The intended connection may lie with Henry’s grandfather, Fulk of Anjou, who years before Henry’s time had left Europe and his family to go on crusade, and ended up married to the daughter of Baldwin II, the King of Jerusalem. Baldwin had no son, and so his daughter’s husband became the King of Jerusalem after him, and their descendants – Fulk’s second family – have either sat on or claimed the throne of the Crusader Kingdom of Jerusalem ever since. Hence the Kings of Jerusalem were close cousins to the Angevins in Europe. And their other close European relatives, descending from the family of Godfrey de Boullion, were found in the Duchy of Brabant.

I firmly believe that the legend of the sacred line of Grail Kings and their lineage is most probably about the Kings of Jerusalem and their European relations. One early version of the Lohengrin legend actually makes Godfrey himself a descendant of the famous Swan Knight, and that legend also contains a significant play on words. The Swan is a “cygne”, but is actually a “signe”, i.e. “a sign”. The “Swan” Knight is thus probably to be understood as the Knight of “the Sign”. It’s a pun. And I think the sign that is meant is Adso’s long-anticipated descendant of Charlemagne. Godfrey and his relatives were very proud of their close descent from the last male heir of the old Carolingian dynasty. And at the same time they, the Kings of Jerusalem and the authors of the Grail literature were all very insistent that their sacred royal line could pass via female descent, contrary to the “men only” Salic law imposed by the Capetian dynasty in France. Thus the Grail legend is very much about the Sang Real, the Blood Royal. But it is not about the same blood royal that most of the recent speculation has focused upon. There’s not a Merovingian, or a Magdalene, in sight.

The Blood Royal of this actual Grail lineage persists, via the female line, in the royal houses of Europe to this day. Most prominently it persists in the House of Savoy (Italy), the House of Hapsburg (Austria), and the Mountbatten-Windsor dynasty.

The Italian royals, so stunningly represented in the younger generation by Prince Emanuele Filiberto, descend directly from the marriage of Anne de Lusignan of Cyprus, heiress to the Kingdom of Jerusalem, to Louis I of Savoy in the mid-15th century.
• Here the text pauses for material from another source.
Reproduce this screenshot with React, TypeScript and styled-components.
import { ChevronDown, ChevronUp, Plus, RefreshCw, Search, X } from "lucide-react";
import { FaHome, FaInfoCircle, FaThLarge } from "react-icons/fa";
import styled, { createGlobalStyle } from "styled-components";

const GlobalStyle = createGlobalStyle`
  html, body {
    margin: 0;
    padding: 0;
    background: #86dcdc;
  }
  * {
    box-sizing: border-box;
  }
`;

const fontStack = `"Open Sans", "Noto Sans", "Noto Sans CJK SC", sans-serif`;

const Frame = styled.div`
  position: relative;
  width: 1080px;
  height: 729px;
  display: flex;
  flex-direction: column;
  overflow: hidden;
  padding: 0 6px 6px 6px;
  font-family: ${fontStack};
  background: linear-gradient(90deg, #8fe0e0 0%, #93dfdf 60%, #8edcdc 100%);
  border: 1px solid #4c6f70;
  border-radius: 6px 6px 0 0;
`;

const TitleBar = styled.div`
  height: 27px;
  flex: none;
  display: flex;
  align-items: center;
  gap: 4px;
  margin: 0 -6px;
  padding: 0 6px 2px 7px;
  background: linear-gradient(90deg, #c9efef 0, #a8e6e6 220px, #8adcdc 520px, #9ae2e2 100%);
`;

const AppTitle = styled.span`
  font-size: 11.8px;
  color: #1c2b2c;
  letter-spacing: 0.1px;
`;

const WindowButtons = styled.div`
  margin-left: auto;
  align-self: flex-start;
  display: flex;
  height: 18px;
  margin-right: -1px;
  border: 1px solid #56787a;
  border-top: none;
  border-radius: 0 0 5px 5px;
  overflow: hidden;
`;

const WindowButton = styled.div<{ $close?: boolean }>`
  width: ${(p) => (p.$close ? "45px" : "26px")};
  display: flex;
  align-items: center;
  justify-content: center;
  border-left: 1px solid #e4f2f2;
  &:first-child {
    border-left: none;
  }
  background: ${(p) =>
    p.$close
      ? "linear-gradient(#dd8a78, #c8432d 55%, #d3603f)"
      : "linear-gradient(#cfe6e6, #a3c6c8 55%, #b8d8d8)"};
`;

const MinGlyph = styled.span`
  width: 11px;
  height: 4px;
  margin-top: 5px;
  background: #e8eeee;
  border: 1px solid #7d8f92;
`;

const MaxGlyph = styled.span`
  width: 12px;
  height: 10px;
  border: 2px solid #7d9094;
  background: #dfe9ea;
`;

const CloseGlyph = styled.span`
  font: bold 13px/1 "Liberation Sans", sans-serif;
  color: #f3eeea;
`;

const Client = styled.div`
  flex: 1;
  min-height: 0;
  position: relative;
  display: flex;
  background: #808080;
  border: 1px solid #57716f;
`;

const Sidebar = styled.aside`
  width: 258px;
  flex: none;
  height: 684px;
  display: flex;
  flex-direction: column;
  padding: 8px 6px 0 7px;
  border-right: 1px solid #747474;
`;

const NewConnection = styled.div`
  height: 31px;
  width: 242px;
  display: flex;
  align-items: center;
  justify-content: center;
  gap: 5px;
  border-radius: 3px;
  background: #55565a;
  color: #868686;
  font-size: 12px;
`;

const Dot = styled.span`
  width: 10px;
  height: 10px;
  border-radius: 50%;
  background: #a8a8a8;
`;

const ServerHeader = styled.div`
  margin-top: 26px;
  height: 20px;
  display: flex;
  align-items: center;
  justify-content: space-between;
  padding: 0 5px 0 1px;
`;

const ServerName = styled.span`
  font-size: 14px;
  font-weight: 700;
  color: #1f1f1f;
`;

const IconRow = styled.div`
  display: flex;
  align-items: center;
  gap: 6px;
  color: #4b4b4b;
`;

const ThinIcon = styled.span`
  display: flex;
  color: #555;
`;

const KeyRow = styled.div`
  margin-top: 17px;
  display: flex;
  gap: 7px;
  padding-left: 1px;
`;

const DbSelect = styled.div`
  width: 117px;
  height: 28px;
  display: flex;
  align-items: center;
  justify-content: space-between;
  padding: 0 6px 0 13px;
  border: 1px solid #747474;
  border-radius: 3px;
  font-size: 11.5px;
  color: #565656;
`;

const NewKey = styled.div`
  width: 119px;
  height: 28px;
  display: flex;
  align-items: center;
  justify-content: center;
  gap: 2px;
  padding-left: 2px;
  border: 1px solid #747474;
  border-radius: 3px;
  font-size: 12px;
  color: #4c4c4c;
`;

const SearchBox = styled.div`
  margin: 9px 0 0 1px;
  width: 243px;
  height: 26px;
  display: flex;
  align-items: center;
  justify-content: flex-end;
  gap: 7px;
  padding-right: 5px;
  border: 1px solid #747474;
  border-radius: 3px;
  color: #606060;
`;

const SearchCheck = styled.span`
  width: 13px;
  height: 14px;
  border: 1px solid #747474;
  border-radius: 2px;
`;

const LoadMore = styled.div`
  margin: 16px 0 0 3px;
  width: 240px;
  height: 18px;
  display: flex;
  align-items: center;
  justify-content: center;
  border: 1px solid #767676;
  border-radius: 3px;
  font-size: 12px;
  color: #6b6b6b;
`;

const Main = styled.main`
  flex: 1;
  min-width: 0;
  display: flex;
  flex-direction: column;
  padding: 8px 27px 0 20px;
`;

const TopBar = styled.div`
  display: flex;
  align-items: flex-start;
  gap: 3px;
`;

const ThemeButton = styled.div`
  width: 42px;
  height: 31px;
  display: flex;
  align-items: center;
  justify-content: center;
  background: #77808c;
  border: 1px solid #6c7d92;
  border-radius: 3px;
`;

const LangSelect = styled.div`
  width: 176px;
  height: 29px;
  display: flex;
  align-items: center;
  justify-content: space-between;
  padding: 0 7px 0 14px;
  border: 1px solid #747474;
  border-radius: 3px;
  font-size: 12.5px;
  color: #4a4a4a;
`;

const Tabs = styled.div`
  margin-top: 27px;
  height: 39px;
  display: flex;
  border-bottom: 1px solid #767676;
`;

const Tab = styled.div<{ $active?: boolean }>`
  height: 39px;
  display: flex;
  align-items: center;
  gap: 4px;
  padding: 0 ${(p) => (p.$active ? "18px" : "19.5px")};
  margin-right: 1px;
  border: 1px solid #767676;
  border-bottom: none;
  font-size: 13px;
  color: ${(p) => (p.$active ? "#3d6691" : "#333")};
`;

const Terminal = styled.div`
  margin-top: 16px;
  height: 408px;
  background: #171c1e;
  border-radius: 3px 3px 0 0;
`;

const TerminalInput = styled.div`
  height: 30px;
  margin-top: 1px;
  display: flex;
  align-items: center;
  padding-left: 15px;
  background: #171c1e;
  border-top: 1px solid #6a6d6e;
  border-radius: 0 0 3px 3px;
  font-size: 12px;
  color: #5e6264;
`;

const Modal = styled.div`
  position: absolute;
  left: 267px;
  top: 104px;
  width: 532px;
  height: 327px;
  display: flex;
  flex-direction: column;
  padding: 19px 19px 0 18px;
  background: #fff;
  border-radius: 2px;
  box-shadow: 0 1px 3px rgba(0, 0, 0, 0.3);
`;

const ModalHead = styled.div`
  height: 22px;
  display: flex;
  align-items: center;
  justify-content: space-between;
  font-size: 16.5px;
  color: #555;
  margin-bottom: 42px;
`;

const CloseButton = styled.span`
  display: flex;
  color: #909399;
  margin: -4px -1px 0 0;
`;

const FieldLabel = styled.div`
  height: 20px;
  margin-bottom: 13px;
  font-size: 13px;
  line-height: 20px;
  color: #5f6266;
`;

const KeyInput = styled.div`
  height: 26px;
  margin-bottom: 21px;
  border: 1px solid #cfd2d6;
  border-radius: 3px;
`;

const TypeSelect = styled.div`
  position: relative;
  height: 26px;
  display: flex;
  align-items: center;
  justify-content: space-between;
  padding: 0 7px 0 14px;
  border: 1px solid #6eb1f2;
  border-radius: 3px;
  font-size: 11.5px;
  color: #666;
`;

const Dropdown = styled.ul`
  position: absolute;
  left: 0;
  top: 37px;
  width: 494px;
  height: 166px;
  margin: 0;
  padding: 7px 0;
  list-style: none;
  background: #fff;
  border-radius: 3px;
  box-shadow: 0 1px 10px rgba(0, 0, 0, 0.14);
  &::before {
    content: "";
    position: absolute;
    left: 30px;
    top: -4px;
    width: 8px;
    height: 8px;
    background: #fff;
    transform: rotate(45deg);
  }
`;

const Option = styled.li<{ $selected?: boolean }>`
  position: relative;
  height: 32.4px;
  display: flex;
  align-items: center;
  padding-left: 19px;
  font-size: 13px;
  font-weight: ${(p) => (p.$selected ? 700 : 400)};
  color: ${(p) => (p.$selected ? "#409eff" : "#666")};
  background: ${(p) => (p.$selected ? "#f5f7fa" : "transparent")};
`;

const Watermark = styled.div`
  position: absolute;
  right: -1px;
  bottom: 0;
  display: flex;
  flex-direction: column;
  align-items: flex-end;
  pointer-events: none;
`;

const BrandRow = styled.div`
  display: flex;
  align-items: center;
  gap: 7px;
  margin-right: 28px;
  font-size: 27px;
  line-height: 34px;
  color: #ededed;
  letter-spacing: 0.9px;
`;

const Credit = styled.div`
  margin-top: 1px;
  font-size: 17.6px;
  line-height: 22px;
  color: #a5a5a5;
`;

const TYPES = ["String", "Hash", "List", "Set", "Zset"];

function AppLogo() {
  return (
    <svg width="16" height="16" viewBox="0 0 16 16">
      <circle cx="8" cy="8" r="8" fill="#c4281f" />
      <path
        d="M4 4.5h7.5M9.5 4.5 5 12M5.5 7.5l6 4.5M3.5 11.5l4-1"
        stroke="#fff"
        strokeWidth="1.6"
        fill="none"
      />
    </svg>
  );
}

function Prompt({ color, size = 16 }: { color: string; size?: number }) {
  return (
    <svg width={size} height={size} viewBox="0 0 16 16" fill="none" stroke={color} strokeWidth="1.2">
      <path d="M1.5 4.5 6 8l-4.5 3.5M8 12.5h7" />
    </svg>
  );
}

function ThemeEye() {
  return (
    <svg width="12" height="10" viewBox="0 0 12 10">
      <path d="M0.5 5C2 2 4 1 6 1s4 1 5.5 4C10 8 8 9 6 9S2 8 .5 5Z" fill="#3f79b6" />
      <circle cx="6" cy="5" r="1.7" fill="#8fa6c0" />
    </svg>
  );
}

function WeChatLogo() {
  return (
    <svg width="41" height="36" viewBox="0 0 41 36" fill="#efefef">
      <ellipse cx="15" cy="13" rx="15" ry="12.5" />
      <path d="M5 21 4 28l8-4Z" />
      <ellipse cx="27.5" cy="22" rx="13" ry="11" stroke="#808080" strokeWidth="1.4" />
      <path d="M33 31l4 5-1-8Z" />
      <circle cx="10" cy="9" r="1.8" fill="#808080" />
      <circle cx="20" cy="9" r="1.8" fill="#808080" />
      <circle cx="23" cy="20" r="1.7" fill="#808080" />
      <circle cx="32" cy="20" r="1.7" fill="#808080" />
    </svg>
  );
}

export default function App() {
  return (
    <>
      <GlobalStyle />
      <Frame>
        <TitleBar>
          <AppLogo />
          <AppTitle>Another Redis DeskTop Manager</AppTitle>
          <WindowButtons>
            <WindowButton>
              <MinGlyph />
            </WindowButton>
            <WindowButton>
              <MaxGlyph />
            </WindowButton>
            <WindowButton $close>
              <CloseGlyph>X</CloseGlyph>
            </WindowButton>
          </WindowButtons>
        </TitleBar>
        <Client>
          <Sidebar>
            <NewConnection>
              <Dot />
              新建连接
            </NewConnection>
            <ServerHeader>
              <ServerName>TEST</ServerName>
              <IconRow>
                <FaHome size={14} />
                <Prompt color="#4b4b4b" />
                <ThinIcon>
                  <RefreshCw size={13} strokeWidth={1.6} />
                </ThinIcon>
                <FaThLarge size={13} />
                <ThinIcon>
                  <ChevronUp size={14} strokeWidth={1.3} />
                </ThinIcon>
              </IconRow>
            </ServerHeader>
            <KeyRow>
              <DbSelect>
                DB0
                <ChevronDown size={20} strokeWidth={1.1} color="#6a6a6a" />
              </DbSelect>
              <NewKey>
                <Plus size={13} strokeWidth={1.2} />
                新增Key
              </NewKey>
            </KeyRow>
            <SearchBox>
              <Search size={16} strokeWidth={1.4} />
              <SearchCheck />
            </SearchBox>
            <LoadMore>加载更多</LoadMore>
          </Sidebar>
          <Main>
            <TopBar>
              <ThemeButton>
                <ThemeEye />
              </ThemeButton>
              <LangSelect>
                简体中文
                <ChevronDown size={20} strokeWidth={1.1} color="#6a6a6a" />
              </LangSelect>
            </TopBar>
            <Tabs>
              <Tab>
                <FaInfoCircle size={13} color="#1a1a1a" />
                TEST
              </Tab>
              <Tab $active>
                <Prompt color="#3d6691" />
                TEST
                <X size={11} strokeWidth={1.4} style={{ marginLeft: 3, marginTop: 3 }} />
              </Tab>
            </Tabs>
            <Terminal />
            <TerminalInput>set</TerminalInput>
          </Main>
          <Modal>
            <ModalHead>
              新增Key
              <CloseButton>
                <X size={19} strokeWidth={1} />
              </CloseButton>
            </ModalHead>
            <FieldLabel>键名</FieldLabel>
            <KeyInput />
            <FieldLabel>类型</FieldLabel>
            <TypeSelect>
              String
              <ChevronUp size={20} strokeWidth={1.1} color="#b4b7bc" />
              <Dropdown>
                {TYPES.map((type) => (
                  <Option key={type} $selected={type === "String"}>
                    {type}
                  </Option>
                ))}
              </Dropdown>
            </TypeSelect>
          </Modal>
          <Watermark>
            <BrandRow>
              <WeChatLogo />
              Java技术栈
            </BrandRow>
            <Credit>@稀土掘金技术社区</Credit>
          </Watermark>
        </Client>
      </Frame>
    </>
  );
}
Another main branch of this lineage in a line that allows for female succession is represented by the royal house of Bavaria, which also happens to claim to the British throne via the Stuart / Jacobite succession. The heiress presumptive of the Bavarian line is Princess Sophie, the wife of Prince Alois of Liechtenstein.

The Hapsburgs of Austria, currently headed up by the distinguished Dr. Otto von Hapsburg, are the principal descendants of the House of Brabant. This comes via heiress marriages in Flanders and Burgundy that finally ended up with the marriage of Mary of Burgundy to the Holy Roman Emperor Maximillian I in 1477. It is also notable that a junior branch of the House of Brabant in the male line became the House of Hesse, from which in turn springs the Battenburgs, and thereby the Mountbattens.
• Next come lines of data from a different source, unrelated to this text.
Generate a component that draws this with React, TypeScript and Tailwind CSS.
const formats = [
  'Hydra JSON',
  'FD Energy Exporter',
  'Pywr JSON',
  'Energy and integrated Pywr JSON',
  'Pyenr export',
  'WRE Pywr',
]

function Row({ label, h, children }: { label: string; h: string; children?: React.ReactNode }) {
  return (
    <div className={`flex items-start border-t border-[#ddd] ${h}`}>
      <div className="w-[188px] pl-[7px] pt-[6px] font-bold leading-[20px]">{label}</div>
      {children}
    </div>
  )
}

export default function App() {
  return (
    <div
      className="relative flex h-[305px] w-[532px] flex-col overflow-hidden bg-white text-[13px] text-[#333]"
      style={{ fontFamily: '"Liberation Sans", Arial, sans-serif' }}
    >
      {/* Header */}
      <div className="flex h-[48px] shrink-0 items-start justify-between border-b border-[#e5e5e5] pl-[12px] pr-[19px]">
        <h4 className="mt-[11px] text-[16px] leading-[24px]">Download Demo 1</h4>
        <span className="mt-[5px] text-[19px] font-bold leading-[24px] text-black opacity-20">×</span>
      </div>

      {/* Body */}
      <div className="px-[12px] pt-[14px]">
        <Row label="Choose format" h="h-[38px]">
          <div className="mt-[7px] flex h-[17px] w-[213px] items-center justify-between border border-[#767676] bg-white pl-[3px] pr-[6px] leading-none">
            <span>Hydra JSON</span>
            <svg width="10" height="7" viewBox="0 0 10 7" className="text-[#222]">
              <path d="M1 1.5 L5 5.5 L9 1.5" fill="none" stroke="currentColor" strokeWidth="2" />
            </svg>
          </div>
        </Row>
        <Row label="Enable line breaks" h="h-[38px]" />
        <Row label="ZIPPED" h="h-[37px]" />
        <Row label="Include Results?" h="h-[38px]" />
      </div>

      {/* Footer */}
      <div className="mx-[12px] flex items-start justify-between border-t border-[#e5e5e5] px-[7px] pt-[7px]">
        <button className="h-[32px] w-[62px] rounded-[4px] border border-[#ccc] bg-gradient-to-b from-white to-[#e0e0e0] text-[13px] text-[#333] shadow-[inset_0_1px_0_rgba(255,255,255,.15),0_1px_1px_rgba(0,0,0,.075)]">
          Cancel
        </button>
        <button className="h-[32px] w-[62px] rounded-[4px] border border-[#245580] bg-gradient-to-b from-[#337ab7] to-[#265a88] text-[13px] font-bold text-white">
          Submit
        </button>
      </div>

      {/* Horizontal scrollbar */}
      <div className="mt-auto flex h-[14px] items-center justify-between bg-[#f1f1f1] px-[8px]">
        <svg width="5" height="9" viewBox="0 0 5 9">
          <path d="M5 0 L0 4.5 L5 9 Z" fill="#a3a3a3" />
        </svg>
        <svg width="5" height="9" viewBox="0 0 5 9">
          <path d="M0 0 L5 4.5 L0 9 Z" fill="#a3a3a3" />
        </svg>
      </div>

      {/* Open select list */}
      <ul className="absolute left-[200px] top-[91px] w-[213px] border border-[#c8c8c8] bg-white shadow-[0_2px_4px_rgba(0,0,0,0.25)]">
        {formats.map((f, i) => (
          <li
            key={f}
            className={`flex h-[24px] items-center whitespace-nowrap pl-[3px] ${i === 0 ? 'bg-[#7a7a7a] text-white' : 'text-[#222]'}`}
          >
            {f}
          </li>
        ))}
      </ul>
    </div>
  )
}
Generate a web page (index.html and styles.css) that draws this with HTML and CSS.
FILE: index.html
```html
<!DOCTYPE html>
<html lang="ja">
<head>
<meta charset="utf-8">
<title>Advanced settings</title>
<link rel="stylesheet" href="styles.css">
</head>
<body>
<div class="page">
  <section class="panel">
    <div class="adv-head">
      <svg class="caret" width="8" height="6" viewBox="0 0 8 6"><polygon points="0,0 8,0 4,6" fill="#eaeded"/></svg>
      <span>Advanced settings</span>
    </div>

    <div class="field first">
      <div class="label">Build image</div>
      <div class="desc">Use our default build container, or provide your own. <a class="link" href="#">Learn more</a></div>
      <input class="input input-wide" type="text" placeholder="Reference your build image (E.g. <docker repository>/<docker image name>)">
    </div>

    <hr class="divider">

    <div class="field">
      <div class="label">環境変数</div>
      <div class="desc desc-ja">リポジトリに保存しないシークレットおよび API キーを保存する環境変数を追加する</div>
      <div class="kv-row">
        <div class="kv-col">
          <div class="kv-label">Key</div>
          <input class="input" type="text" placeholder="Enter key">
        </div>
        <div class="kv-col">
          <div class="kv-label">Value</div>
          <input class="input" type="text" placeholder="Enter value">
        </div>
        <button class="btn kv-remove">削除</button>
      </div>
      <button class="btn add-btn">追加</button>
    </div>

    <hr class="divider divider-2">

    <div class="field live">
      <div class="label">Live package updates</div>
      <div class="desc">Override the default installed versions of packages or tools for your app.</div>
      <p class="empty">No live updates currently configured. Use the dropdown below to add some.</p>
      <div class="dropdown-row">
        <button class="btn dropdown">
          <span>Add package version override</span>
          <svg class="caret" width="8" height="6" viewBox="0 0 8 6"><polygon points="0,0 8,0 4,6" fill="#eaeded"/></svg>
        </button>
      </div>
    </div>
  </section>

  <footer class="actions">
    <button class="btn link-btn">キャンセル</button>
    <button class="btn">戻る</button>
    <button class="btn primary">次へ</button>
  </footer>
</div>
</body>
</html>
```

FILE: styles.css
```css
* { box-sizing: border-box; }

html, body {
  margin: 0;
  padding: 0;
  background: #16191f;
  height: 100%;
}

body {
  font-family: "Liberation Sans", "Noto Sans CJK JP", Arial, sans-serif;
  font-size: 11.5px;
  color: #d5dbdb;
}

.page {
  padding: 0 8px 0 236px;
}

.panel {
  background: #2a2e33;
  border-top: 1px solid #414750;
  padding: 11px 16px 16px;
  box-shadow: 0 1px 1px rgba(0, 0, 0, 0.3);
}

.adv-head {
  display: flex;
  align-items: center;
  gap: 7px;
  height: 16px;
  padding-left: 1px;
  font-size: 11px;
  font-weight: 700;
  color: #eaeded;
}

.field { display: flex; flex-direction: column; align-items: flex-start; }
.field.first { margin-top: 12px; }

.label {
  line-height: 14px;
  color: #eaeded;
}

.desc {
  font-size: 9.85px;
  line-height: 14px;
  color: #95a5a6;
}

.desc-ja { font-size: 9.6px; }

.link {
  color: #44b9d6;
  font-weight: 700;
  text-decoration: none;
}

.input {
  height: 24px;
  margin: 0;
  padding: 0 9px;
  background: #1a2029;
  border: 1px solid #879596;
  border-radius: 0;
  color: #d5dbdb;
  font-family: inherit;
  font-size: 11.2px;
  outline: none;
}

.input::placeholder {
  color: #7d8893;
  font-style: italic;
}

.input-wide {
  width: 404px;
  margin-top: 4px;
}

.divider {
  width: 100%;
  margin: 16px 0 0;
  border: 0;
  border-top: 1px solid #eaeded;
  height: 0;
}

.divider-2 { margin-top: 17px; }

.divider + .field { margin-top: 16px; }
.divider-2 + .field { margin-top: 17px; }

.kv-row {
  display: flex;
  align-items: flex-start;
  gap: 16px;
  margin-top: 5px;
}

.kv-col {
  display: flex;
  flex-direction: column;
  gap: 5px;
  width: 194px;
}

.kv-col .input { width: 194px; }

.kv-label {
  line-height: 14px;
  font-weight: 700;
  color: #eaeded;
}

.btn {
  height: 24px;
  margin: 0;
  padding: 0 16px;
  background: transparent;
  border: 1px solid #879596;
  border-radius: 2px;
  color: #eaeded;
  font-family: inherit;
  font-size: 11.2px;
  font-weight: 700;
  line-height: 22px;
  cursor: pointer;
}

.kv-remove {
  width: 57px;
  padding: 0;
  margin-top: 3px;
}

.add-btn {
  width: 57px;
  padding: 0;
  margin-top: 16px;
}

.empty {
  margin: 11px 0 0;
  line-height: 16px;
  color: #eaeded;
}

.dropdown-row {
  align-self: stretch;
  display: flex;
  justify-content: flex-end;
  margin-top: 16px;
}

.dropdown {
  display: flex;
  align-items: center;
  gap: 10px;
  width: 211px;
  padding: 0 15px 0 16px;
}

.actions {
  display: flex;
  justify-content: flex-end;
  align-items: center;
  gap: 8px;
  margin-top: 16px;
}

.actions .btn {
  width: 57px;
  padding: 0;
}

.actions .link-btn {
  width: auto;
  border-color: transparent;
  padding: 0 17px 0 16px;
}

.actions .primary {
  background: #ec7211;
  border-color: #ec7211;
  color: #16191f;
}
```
And so, to Britain. One of the few major errors that I would know to attribute to the late “character” and genealogical expert, Sir Iain Moncreiffe of that Ilk, is a claim he once made that the British royals were not members of the Swan lineage. While not directly descended in any male line, there are in fact numerous lines of female descent linking the royal houses of England and Scotland back to the family of Godfrey de Boullion. Right off the bat, the English King Stephen’s wife was Godfrey’s niece and the heiress of Boulogne. (A fact which may have helped motivate the rival Angevin’s propaganda via the Grail literature!) In the same era the wife of David I, King of Scots, was a daughter of Judith of Boulogne, Godfrey’s cousin. Direct links to the Plantagenets came via the “She-Wolf of France” who married poor Edward II, and again in Edward III’s beloved Queen Philippa, and so on. Another direct link came via the marriage of Edmund Crouchback, the brother of Edward I, whose descendants intermarried with a variety of royal cousins and English nobles. In fact, there is an absolute tangle of “Swan” ancestries among the wives of the Plantagenet and Stewart kings right down to the mother of Mary Queen of Scots, who first introduced the Savoyard lineage into the British mix.
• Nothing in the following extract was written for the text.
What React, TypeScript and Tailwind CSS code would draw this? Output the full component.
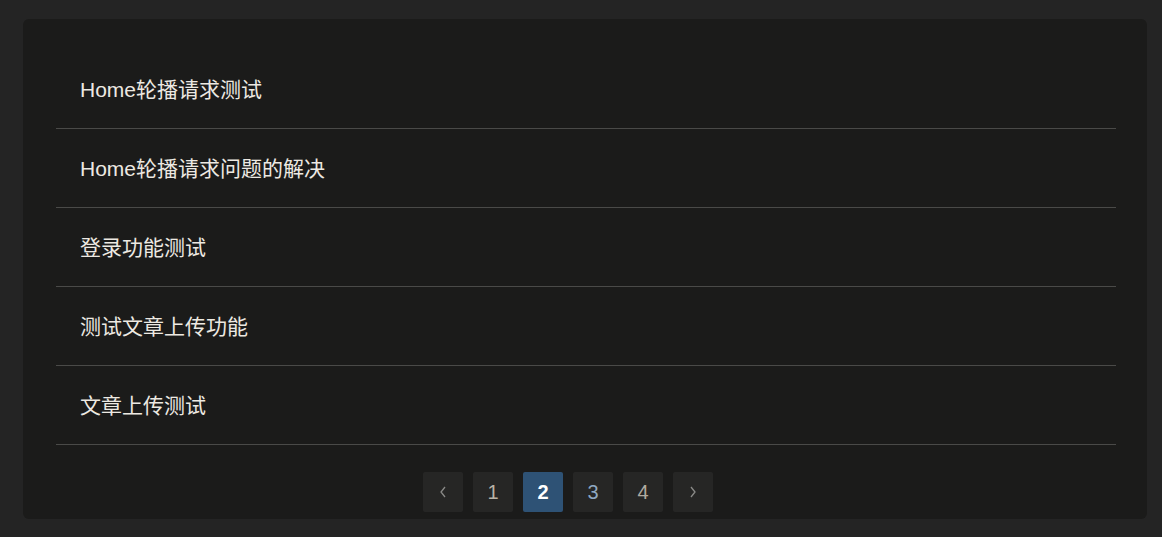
import React from "react";

const items = [
  "Home轮播请求测试",
  "Home轮播请求问题的解决",
  "登录功能测试",
  "测试文章上传功能",
  "文章上传测试",
];

export default function App() {
  const font = {
    fontFamily: '"Liberation Sans", Arial, "Noto Sans CJK SC", sans-serif',
  };
  return (
    <div className="min-h-[537px] w-full bg-[#242424] pt-[19px] pb-[19px]" style={font}>
      <div className="ml-[23px] w-[1124px] rounded-[6px] bg-[#1b1b1a] pl-[33px] pr-[31px] pt-[31px] pb-[6px]">
        <ul>
          {items.map((t) => (
            <li
              key={t}
              className="flex h-[79px] items-center border-b border-[#4a4a48] pl-[24px] pt-[2px] text-[21px] text-[#ede9e2]"
            >
              {t}
            </li>
          ))}
        </ul>
        <div className="mt-[27px] flex justify-center gap-[10px] pr-[36px]">
          <button className="flex h-[40px] w-[40px] items-center justify-center rounded-[2px] bg-[#262625] text-[#8a8a88]">
            <svg width="10" height="14" viewBox="0 0 10 14" fill="none" stroke="currentColor" strokeWidth="1.3">
              <path d="M7 2 L3 7 L7 12" />
            </svg>
          </button>
          <button className="flex h-[40px] w-[40px] items-center justify-center rounded-[2px] bg-[#262625] text-[20px] text-[#b8b2a6]">
            1
          </button>
          <button className="flex h-[40px] w-[40px] items-center justify-center rounded-[2px] bg-[#2e5275] text-[20px] font-bold text-white">
            2
          </button>
          <button className="flex h-[40px] w-[40px] items-center justify-center rounded-[2px] bg-[#262625] text-[20px] text-[#8fa8c2]">
            3
          </button>
          <button className="flex h-[40px] w-[40px] items-center justify-center rounded-[2px] bg-[#262625] text-[20px] text-[#b0aaa0]">
            4
          </button>
          <button className="flex h-[40px] w-[40px] items-center justify-center rounded-[2px] bg-[#262625] text-[#8a8a88]">
            <svg width="10" height="14" viewBox="0 0 10 14" fill="none" stroke="currentColor" strokeWidth="1.3">
              <path d="M3 2 L7 7 L3 12" />
            </svg>
          </button>
        </div>
        <div className="h-px" />
      </div>
    </div>
  );
}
Without a doubt, today’s British royals are members of the real Grail family envisioned by the authors of the 12th and 13th centuries. The Queen and her family are the descendants of the descendants of Charlemagne via Boulogne, Brabant, and Jerusalem. Though the Apocalyptic anticipations of the monk Adso have long since faded from our cultural consciousness, they played their part by creating an important part of the setting for the emergence of the Grail legend, and that legend, in turn, played its part in the later emergence of things like the Order of the Garter, and the tradition of the Glastonbury Thorn that still blossoms at Christmas. But perhaps the most delightful bit is that thanks to the diffusion of bloodlines over time there are literally millions of us scattered worldwide who share this ancestry with the Queen, Prince Philip, Prince Charles, and Prince William. Whether we know it or not, many of us are children of the Swan Knight, and heirs of the Fisher Kings of the Grail Castle. Now there’s a tale.

A Merry Christmas, and “a Guid New Year to ane and a’!”